Mercedes motorsport boss Toto Wolff was one of many taken aback by developments.

"John and Graeme have been an integral part of the team," Toto Wolff told Motorsport.com today. "For me John is the incorporation of the team.

"I've known them forever, and I remember Lewis doing his first F3 year with them. These guys were also a fundamental part of why we decided to go forward. I hope the goalposts don't move, but I'm an interested spectator."

Management plans

It has been suggested that the current owners do not approach F1 in the way many current teams do, both in terms of politics and the technical side.

Earlier this year, they tried to get a Renault supply deal, not just for 2016, but the second half of this season. The arrangement would also have involved a Red Bull gearbox.

Talks didn't get very far, and it's understood Red Bull was not overly impressed.

In any case, it appears that the owners clearly underestimated the effort involved in making such a change in the middle of the year, while moving to an engine that other teams were openly trying to dump would've in itself been a very controversial choice.

Investment push

At the start of the year, the team was rescued from administration by Fitzpatrick. He had to pay a very modest amount to the administrator to get the team, around £500,000.

It meant Manor emerged from the ashes basically free of debt, and thus in a much better position than many teams that still owe a lot of money.

The appeal to F1 fan Fitzpatrick was obvious. Manor had qualified for approximately $50m per year of "Bernie money" from the FOM prize fund by finishing in the top 10 two years in a row.

Next year the field expands to 11 teams, but Haas won't be able to bump Manor out of its current position in the financial pecking order until 2018. So Manor will earn that $50m in 2015, 2016 and 2017.

It's a significant amount, but far from enough to run a season even for a lean and mean outfit like Manor - even using old equipment.

There's been some income from sponsors (Roberto Merhi drove for free), but sources suggest that Fitzpatrick himself has put only a relatively modest amount of extra funding into the pot. He may be a wealthy businessman, but he doesn't have the sort of money to sustain the team.

It's no secret that the strategy of Fitzpatrick and Boulsien have been to turn a profit by selling the team on at the right time.

With no debt, $100m guaranteed from Ecclestone over the next two seasons, and the Mercedes and Williams contracts done, they have a very attractive package – and it would appear that they believe they can sell for a good price.

Two groups of investors have approached them, one from America and the other the Far East. They are understood to have offered around $50m and $40m respectively, but neither deal went very far. Indeed, sources indicate that the potential investors were not impressed by how they were treated.

The strategy of hooking up with Mercedes and Williams can't be argued, but they were helped by Toto Wolff, who was very motivated to secure another team while the Red Bull saga was still ongoing.

The new partners have been guaranteed that they will be paid directly from the FOM money, a not uncommon practice when struggling teams need to get deals done in a hurry.
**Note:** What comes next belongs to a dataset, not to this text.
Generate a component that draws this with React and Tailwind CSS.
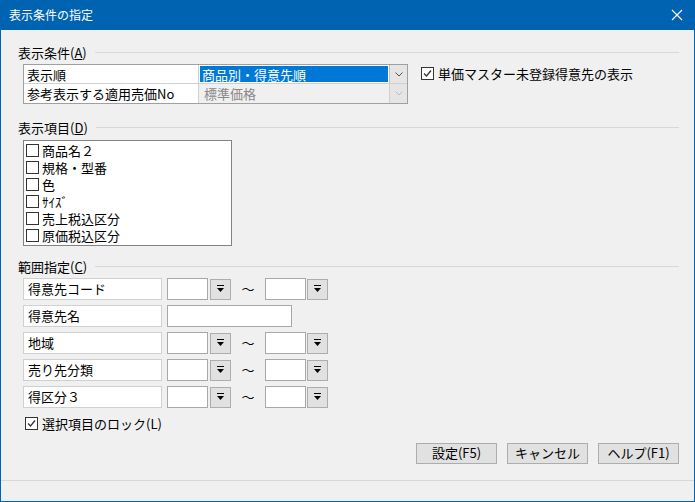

But that means there is very little left with which to build a car and get out there and run.

Ecclestone involvement

One unusual detail is that Ecclestone doesn't appear to be very close to what's going on at Manor. Usually, he is deeply involved in takeovers brokering arrangements and keeping both parties happy.

However, Ecclestone is understood to have little sympathy for Manor. He's always been very wary of team owners who are happy to "coast and collect," and who focus a little too much on just showing up to earn the cash.

That's why the money has only gone to the top 10, and there have usually been one or two teams who've had to keep working harder on and off the track to literally get into the money.

Manor's new owners have been in Ecclestone's sights since Australia. He'd been promised that they would participate in Melbourne, but the team turned up without the equipment with which to even start the engines.

Back in England, when Ecclestone learned from his sources about what was going on, he called the new owners and made his thoughts abundantly clear.

Other departures

Meanwhile, there is likely to be a serious problem with staff. Many of the staff members are Manor 'lifers' who have been loyal to John Booth through thick and thin.

Some already had other jobs last winter, but returned to the fold when they got the call. If their bosses have had enough and don't see a way forward, these people may also be having second thoughts.

Do Fitzpatrick and Boulsien have a clear plan that we don't yet know about, such as a hook-up with Prodrive? Wolff's reaction suggests not, but there may be options out there.